In the past when I've had worries and then gone away on holiday I've found that I was able to shut the worries out of mind. This sort of grief is different, but you could try a short and simple form of 'getting away' and see if it helped.

Keep talking to us, too. We all know what it's like here.
Very best wishes,
Marcelle xx
 

Quilty

Registered User
Aug 28, 2014
1,050
0
GLASGOW
Hello all - I am hoping someone can give me some advice for moving my life on. I spent the last few years looking after/helping my parents (was also working). My mum died in Oct 2015 and I then put all my time, emotions and effort into supporting my dad (who went into full time care in 2012). My dad was treated badly in his previous care home, which contributed to my mum's sudden death. Anyway I moved him 3 months after she died. I spent all my time making sure he was well, I fed him, gave him drinks, rubbed his feet when they were cold.... everything my mum would have done. Sadly, he passed away in July 2017 following a very long and protracted illness and was bed bound for most of the last 3 years of his life. I know deep down he is in a better place, but I cannot seem to muster any motivation or pleasure in life. I think I was still not over mum's death when dad went, so it all seems too much. I am working, but just going through the motions. I read an article once when this man wrote that when his parents died he felt "hollowed out". This is just how I feel. My parents did not believe in self pity, so I know they would be telling myself to pull myself together! I have a lot of extra time on my hands now that dad has gone... how do I make the most of it? Sorry to ramble on.

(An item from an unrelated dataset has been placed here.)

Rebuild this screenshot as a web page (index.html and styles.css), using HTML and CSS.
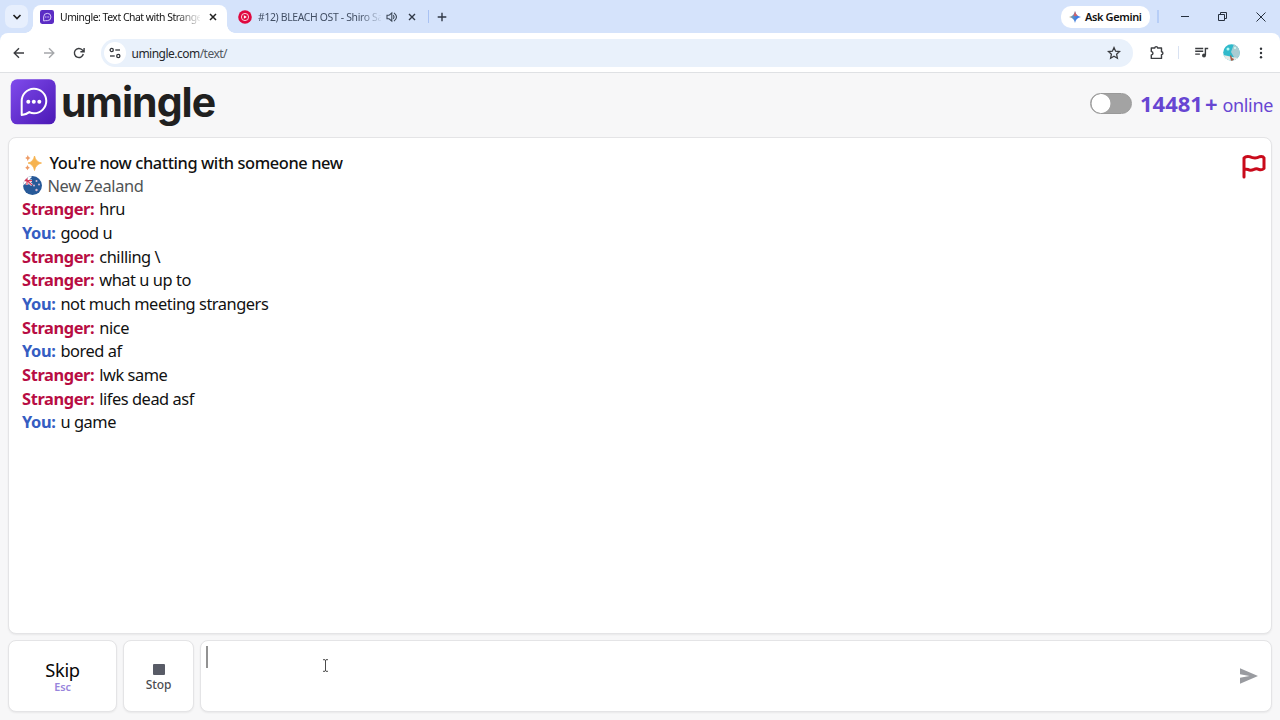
FILE: index.html
```html
<!DOCTYPE html>
<html lang="en">
<head>
<meta charset="utf-8">
<title>Umingle: Text Chat with Strangers</title>
<link rel="stylesheet" href="styles.css">
</head>
<body>
<header class="tabs">
  <span class="tab-search"><svg width="10" height="8" viewBox="0 0 10 8"><path d="M1.5 2 5 5.5 8.500 2" fill="none" stroke="#222" stroke-width="1.7"/></svg></span>
  <div class="tab active">
    <svg class="fav" width="14" height="14" viewBox="0 0 46 46"><rect width="46" height="46" rx="7" fill="#5b2cc4"/><path d="M12 36V23a12 12 0 1 1 12 12h-6z" fill="none" stroke="#e5d9ff" stroke-width="3"/><path d="M17 23h14" stroke="#e5d9ff" stroke-width="3.500" stroke-dasharray="3 2"/></svg>
    <span class="tab-title t1">Umingle: Text Chat with Strange</span>
    <svg class="close" width="8" height="8" viewBox="0 0 8 8"><path d="m1 1 6 6M7 1 1 7" stroke="#222" stroke-width="1.500"/></svg>
  </div>
  <div class="tab second">
    <svg class="fav" width="14" height="14" viewBox="0 0 14 14"><circle cx="7" cy="7" r="6.800" fill="#e0083f"/><circle cx="7" cy="7" r="3.600" fill="none" stroke="#fff" stroke-width=".8"/><path d="m5.900 5.200 3 1.800-3 1.800z" fill="#fff"/></svg>
    <span class="tab-title t2">#12) BLEACH OST - Shiro Sa</span>
    <svg class="sound" width="12" height="12" viewBox="0 0 12 12"><path d="M1 4.300h2L5.800 2v8L3 7.700H1z" fill="none" stroke="#3c4858" stroke-width="1.100"/><path d="M7.300 4.200q1.500 1.800 0 3.600M8 1.800q5 4.200 0 8.400" fill="none" stroke="#3c4858" stroke-width="1.100"/></svg>
    <svg class="close" width="8" height="8" viewBox="0 0 8 8"><path d="m1 1 6 6M7 1 1 7" stroke="#303846" stroke-width="1.400"/></svg>
  </div>
  <i class="tab-rule"></i>
  <svg class="plus" width="10" height="10" viewBox="0 0 10 10"><path d="M5 .7v8.600M.7 5h8.600" stroke="#303846" stroke-width="1.400"/></svg>
  <div class="window">
    <span class="gemini"><svg width="12" height="12" viewBox="0 0 12 12"><defs><linearGradient id="gem" x1="0" y1=".3" x2="1" y2=".6"><stop stop-color="#d5a24a"/><stop offset=".35" stop-color="#5d91c4"/><stop offset=".75" stop-color="#3876e8"/><stop offset="1" stop-color="#3876e8"/></linearGradient></defs><path d="M6 0q.8 5.200 6 6-5.200.8-6 6-.8-5.200-6-6 5.200-.8 6-6z" fill="url(#gem)"/><path d="M6 0q.6 3.400 2.700 4.800L5 5.300 4.700 4Q5.700 2.700 6 0z" fill="#d56167"/></svg><b>Ask Gemini</b></span>
    <i class="window-rule"></i>
    <svg width="86" height="12" viewBox="0 0 86 12" fill="none" stroke="#26303e"><path d="M1 5.500h8"/><path d="M38.500 3.500h6v6h-6zM40.500 3V1.500h6v6H45M76.500 1.500l9 9M85.500 1.500l-9 9"/></svg>
  </div>
</header>
<nav class="toolbar">
  <svg class="arrows" width="72" height="14" viewBox="0 0 72 14" fill="none" stroke-width="1.400"><path d="M11 7H1.500M6 2.200 1.200 7 6 11.800" stroke="#3b3d40"/><path d="M31 7h9.500M36 2.200 40.800 7 36 11.800" stroke="#a5a7aa"/><path d="M70.300 8a4.500 4.500 0 1 1-1.200-4.200L71 5.500M71.100 2v3.700h-3.700" stroke="#3b3d40"/></svg>
  <div class="address">
    <span class="site"><svg width="12" height="12" viewBox="0 0 12 12" fill="none" stroke="#303338" stroke-width="1.300"><circle cx="2.700" cy="3" r="1.600"/><path d="M6.300 3H11"/><circle cx="9.300" cy="9" r="1.600"/><path d="M1 9h4.700"/></svg></span>
    <span class="url">umingle.com<em>/text/</em></span>
    <svg class="star" width="14" height="14" viewBox="0 0 14 14"><path d="m7 1.600 1.600 3.600 3.900.4-2.900 2.700.8 3.900L7 10.200l-3.400 2 .8-3.900-2.900-2.700 3.900-.4z" fill="none" stroke="#3b3d40" stroke-width="1.300"/></svg>
  </div>
  <svg class="puzzle" width="16" height="16" viewBox="0 0 16 16"><path d="M2.300 3h3.500a1.400 1.400 0 0 1 2.800 0h3.900V6.800a1.400 1.400 0 0 1 0 2.800v3.800H2.300v-3.500a1.650 1.650 0 0 0 0-3.300z" fill="none" stroke="#3b3d40" stroke-width="1.400" stroke-linejoin="round"/></svg>
  <i class="bar-rule"></i>
  <svg class="media" width="14" height="12" viewBox="0 0 14 12"><path d="M.2 1.500h8M.2 4.300h8M.2 7.100h4.700M10.400 8.200V1.500H13.200" fill="none" stroke="#3b3d40" stroke-width="1.400"/><circle cx="9" cy="8.500" r="2" fill="#3b3d40"/></svg>
  <svg class="avatar" width="17" height="17" viewBox="0 0 17 17"><defs><clipPath id="avatar"><circle cx="8.500" cy="8.500" r="8.300"/></clipPath></defs><g clip-path="url(#avatar)"><path fill="#2fb9cb" d="M0 0h17v17H0z"/><path d="m11 0 6 2v11l-5 2-4-7z" fill="#a9ccd2"/><path d="m0 11 5 1 4 1 6 1v3H0z" fill="#e5e9e6"/><path d="m7 12 1-1 1 3 2 1-1 2H8z" fill="#a75b47"/><circle cx="5" cy="5" r="1.500" fill="#b3fbf2"/><circle cx="12" cy="4" r="1" fill="#d6fff9"/></g></svg>
  <svg class="dots" width="4" height="12" viewBox="0 0 4 12" fill="#303338"><circle cx="2" cy="1.700" r="1.200"/><circle cx="2" cy="6" r="1.200"/><circle cx="2" cy="10.300" r="1.200"/></svg>
</nav>
<main>
  <div class="brand-row">
    <svg width="46" height="46" viewBox="0 0 46 46"><defs><linearGradient id="brand" x1="0" y1="0" x2="1" y2="1"><stop stop-color="#804bec"/><stop offset="1" stop-color="#4a18b5"/></linearGradient></defs><rect x=".7" y=".3" width="45" height="45" rx="6.500" fill="url(#brand)"/><path d="M11.700 36V22.500A12.300 12.300 0 1 1 24 34.300q-2.500 0-4.700-1.200-3.100 2.500-7.600 2.900z" fill="none" stroke="#fff" stroke-width="2" stroke-linejoin="round"/><g fill="#fff"><circle cx="18.300" cy="22.700" r="2"/><circle cx="23.800" cy="22.700" r="2"/><circle cx="29.300" cy="22.700" r="2"/></g></svg>
    <h1>umingle</h1>
    <div class="online"><span class="toggle"></span><b>14481</b><b class="more">+</b><span class="label">online</span></div>
  </div>
  <section class="chat">
    <div class="log">
      <p class="intro"><svg width="18" height="18" viewBox="0 0 18 18"><path d="M10.500 2q1.300 6 7 7-5.700 1.300-7 7.500-1.200-6.200-6.500-7.500 5.300-1 6.500-7z" fill="#f6b34f" stroke="#f6b34f" stroke-width=".8"/><path d="M3.800 1q.5 2.600 2.700 3.100-2.200.6-2.700 3.100-.5-2.500-2.600-3.100Q3.300 3.600 3.800 1zM3.500 11q.5 2.200 2.300 2.700-1.800.5-2.300 2.600-.5-2.100-2.300-2.600 1.800-.5 2.300-2.700z" fill="#ee9c66"/></svg><span>You're now chatting with someone new</span></p>
      <p class="country"><svg width="20" height="20" viewBox="0 0 20 20"><defs><clipPath id="flag"><circle cx="10.500" cy="9.600" r="9.500"/></clipPath></defs><g clip-path="url(#flag)"><path fill="#275998" d="M0 0h20v20H0z"/><path d="m0 0 10 9M0 9 9 0" stroke="#fff" stroke-width="2.500"/><path d="M5 0v9M0 4.700h10" stroke="#fff" stroke-width="2.600"/><path d="M5 0v9M0 4.700h10M0 0l10 9" stroke="#d33a59" stroke-width="1.200"/><g fill="#d7b9d1"><circle cx="14.500" cy="5" r="1"/><circle cx="12" cy="9.500" r="1"/><circle cx="17" cy="8.500" r="1"/><circle cx="14.500" cy="14" r="1.200"/></g></g></svg><span>New Zealand</span></p>
      <p><b class="stranger">Stranger:</b><span>hru</span></p>
      <p><b class="you">You:</b><span>good u</span></p>
      <p><b class="stranger">Stranger:</b><span>chilling \</span></p>
      <p><b class="stranger">Stranger:</b><span>what u up to</span></p>
      <p><b class="you">You:</b><span>not much meeting strangers</span></p>
      <p><b class="stranger">Stranger:</b><span>nice</span></p>
      <p><b class="you">You:</b><span>bored af</span></p>
      <p><b class="stranger">Stranger:</b><span>lwk same</span></p>
      <p><b class="stranger">Stranger:</b><span>lifes dead asf</span></p>
      <p><b class="you">You:</b><span>u game</span></p>
    </div>
    <svg class="report" width="26" height="26" viewBox="0 0 26 26"><path d="M3 23V4q2-2.200 5.500-1.400 3 1.300 5.500 1.300 2.500 0 4.500-1.200 3.500-.8 4.500 1.300v10.500q-2 1.800-5 1-2.500-1.500-5-.2-3.500 1.700-6 .2-2-.8-4 .2" fill="none" stroke="#c90a1b" stroke-width="3" stroke-linecap="round" stroke-linejoin="round"/></svg>
  </section>
  <footer>
    <button class="skip"><span>Skip</span><small>Esc</small></button>
    <button class="stop"><i></i><span>Stop</span></button>
    <div class="composer"><i class="caret"></i><svg class="pointer" width="7" height="13" viewBox="0 0 7 13"><path d="M1 .7h2l.5.6.5-.6h2M3.500 1v11M1 12.300h2l.5-.6.5.6h2" fill="none" stroke="#4b4b4b"/></svg><svg class="send" width="20" height="18" viewBox="0 0 20 18"><path d="M1 1.200 19 9 1 16.800v-6L10.500 9 1 7.200z" fill="#999ba0"/></svg></div>
  </footer>
</main>
</body>
</html>
```
FILE: styles.css
```css
* { box-sizing: border-box; }
body { margin: 0; width: 1280px; height: 720px; overflow: hidden; font-family: "Noto Sans", sans-serif; color: #111; display: flex; flex-direction: column; background: #f7f7f8; }
svg { display: block; flex: none; }
p, h1 { margin: 0; }
.tabs { height: 41px; flex: none; display: flex; background: #d5e3fb; padding: 5px 0 0 5px; margin-bottom: -8px; }
.tab-search { width: 23px; height: 23px; border-radius: 7px; background: #e7effd; display: grid; place-items: center; }
.tab { display: flex; align-items: center; height: 24px; font-size: 10.4px; }
.tab-title { white-space: nowrap; mask-image: linear-gradient(90deg, #000 82%, rgba(0, 0, 0, .08)); }
.active { position: relative; width: 194px; height: 28px; margin-left: 5px; padding: 0 10px 4px 7px; border-radius: 8px 8px 0 0; background: #fff; }
.active::before, .active::after { content: ""; position: absolute; bottom: 0; width: 8px; height: 8px; }
.active::before { left: -8px; background: radial-gradient(circle at 0 0, transparent 7.5px, #fff 8px); }
.active::after { right: -8px; background: radial-gradient(circle at 100% 0, transparent 7.5px, #fff 8px); }
.t1 { width: 140px; margin-left: 6px; letter-spacing: -.47px; }
.active .close { margin-left: auto; }
.second { margin-left: 11px; color: #414e63; }
.t2 { width: 123px; margin-left: 6px; letter-spacing: -.33px; }
.sound { margin-left: 5px; }
.second .close { margin-left: 10px; }
.tab-rule { width: 1px; height: 13px; margin: 5px 8px 0 12px; background: #a9c2f3; }
.plus { margin-top: 7px; }
.window { margin-left: auto; display: flex; align-items: center; height: 23px; padding-right: 14px; }
.gemini { width: 89px; height: 22px; display: flex; align-items: center; gap: 4px; border-radius: 10px; padding-left: 8px; background: #fff; font-size: 11px; letter-spacing: -.38px; white-space: nowrap; }
.gemini b { font-weight: 600; }
.window-rule { width: 2px; height: 13px; margin: 0 21px 0 7px; background: #b7cef7; }
.toolbar { position: relative; height: 40px; flex: none; display: flex; align-items: center; padding: 0 17px 0 13px; background: #fff; border-bottom: 1px solid #dfe1e4; border-radius: 8px 8px 0 0; }
.address { width: 1032px; height: 28px; margin-left: 16px; border-radius: 14px; padding: 0 12px 0 3px; background: #e9f1fb; display: flex; align-items: center; }
.site { width: 22px; height: 22px; border-radius: 50%; background: #fff; display: grid; place-items: center; }
.url { margin: 1px 0 0 5.500px; font-size: 12px; letter-spacing: -.52px; color: #26282b; }
.url em { font-style: normal; color: #53585f; }
.star { margin-left: auto; }
.puzzle { margin-left: 16px; }
.bar-rule { width: 1px; height: 13px; background: #d9e2f2; margin: 0 16px 0 13px; }
.avatar { margin: -1px 0 0 13.500px; }
.dots { margin-left: auto; }
main { flex: 1; padding: 6px 8px 8px; display: flex; flex-direction: column; }
.brand-row { height: 58px; flex: none; padding-left: 2px; display: flex; align-items: flex-start; }
h1 { margin: -2px 0 0 5px; font: 700 41px/50px Inter, sans-serif; letter-spacing: -.98px; color: #202020; }
.online { display: flex; align-items: center; height: 50px; margin: 0 -1px 0 auto; color: #6746d2; white-space: nowrap; }
.toggle { width: 42px; height: 21px; margin: -2px 8px 0 0; border: 1px solid #999; border-radius: 11px; background: radial-gradient(circle at 10px 50%, #fff 9px, #a3a3a3 9.8px); }
.online b { margin-top: -2px; font-size: 22px; letter-spacing: 0; }
.online .more { margin-left: 2px; }
.label { margin: 1px 0 0 5px; font-size: 18px; letter-spacing: -.35px; }
.chat, .skip, .stop, .composer { background: #fff; border: 1px solid #e4e4e6; border-radius: 8px; box-shadow: 0 1px 2px #00000010; }
.chat { height: 497px; flex: none; display: flex; justify-content: space-between; padding: 13px 4px 0 13px; }
.log { display: flex; flex-direction: column; }
.log p { height: 23.65px; display: flex; align-items: center; gap: 5px; font-size: 16.4px; line-height: 23.65px; letter-spacing: -.46px; white-space: nowrap; }
.log b { letter-spacing: -.38px; }
.stranger { color: #b80d43; }
.you { color: #355dc2; }
.intro span { font-weight: 500; letter-spacing: -.4px; }
.log .intro { gap: 7.500px; padding-left: 2px; }
.log .country { color: #505456; height: 22.800px; letter-spacing: -.36px; }
.country span { margin-left: .5px; }
.report { margin-top: 2.500px; }
footer { height: 72px; margin-top: 6px; display: flex; gap: 6px; flex: none; }
button { font: inherit; padding: 0; display: flex; flex-direction: column; align-items: center; justify-content: flex-start; }
.skip { width: 109px; padding-top: 19px; font-size: 18.3px; line-height: 20px; letter-spacing: -.35px; color: #080808; }
.skip small { margin-top: 1px; font-size: 10.8px; line-height: 11px; color: #9885dc; font-weight: 600; letter-spacing: -.1px; }
.stop { width: 71px; padding-top: 23px; font-size: 12px; line-height: 18px; font-weight: 500; letter-spacing: -.1px; color: #4b4d52; }
.stop i { width: 12px; height: 11px; border-radius: 1px; background: #585b66; }
.stop span { margin-top: 1px; }
.composer { flex: 1; display: flex; padding: 5px 12px 0 5px; }
.caret { width: 2px; height: 22px; background: #929292; }
.pointer { margin: 13px 0 0 114px; }
.send { margin: 20.500px 0 0 auto; }
```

Hello Lavender, I understand how you feel. I felt lost when my Mother died in March 2016. I felt physically as if my insides had been scooped out. I felt totally empty. I had a job and a family which forced me to go on, but I personally felt like the essence of me had died with my Mum. When your a carer you have a strong purpose in life. You devoted everything to making sure your Dad was OK and its sounds to me that you did that very well. I dont think you are feeling self pity, but really feel your life has lost its reason, as well as the grief of losing the father you cared so much about.

My advice is to look for anything that gets you out of your house and thinking of others. If you are a member of a church volunteer for something. If not, go to a charity shop or look for a way of giving. I did this and it helped me be me again, even just a little bit. A change of scenery if you can afford it with a holiday, or if not a day trip somewhere, even in the cold winter weather. I lost my father in 1995 and still grieve for him. The wound eventually scars over so you can go on. Its the price we pay for love, and I would rather pay than miss out on the love.

Im sending you love and strength. Time helps make it more bearable but grief is so hard. You are not alone
Love Quilty
 

lavender1

Registered User
Jul 23, 2016
16
0
Hello Lavender, I understand how you feel. I felt lost when my Mother died in March 2016. I felt physically as if my insides had been scooped out. I felt totally empty. I had a job and a family which forced me to go on, but I personally felt like the essence of me had died with my Mum. When your a carer you have a strong purpose in life. You devoted everything to making sure your Dad was OK and its sounds to me that you did that very well. I dont think you are feeling self pity, but really feel your life has lost its reason, as well as the grief of losing the father you cared so much about.

My advice is to look for anything that gets you out of your house and thinking of others. If you are a member of a church volunteer for something. If not, go to a charity shop or look for a way of giving. I did this and it helped me be me again, even just a little bit. A change of scenery if you can afford it with a holiday, or if not a day trip somewhere, even in the cold winter weather. I lost my father in 1995 and still grieve for him. The wound eventually scars over so you can go on. Its the price we pay for love, and I would rather pay than miss out on the love.

Im sending you love and strength. Time helps make it more bearable but grief is so hard. You are not alone
Love Quilty


Thank you for your kind words. I will take your advice and push myself a bit more. I think I might feel up to this in the spring as this is the season we always loved as a family x
 

love.dad.but..

Registered User
Jan 16, 2014
4,962
0
Kent
I think Quiltys post sums up everything a lot of us feel so you are not alone...there are many of us who feel exactly the same limbo. My mum died suddenly in 2013 seems like only yesterday...dad died March last year and I think for me it is almost just feeling lost still and It has been surprising to me that I feel like that as I used to be a proactive half glass full type of girl before dad's dementia..but I think dementia gradually drains the spark and oomph out of a carer. It isn't self pity so put that out of your mindset your parents perhaps like mine in that generation were very stoical probably because going through the war years or just after they had to deal with and see things they just had to get on with but there is more support and understanding available these days although I can imagine my parents being like that anyway! Maybe because caring for a pwd is so intense...all consuming...and lengthy and we yearned for time to ourselves now we have that time we don't quite know how to adjust and lacking motivation is part of that. I have lots of things I should be getting on with but have to push myself to even think about them let alone get on and do them. Some are chores some are things like getting back to hobbies which I thought I would jump at now I have the time but I don't seem to. So ... I started 2 lists...one of things I would like to do places to visit that sort of thing..and the other of things I have to do such as sorting mum and dad's things after selling the house..personal paperwork...etc and my aim is to do one thing even a small thing each week to try to shake myself up a bit! But I know how you feel.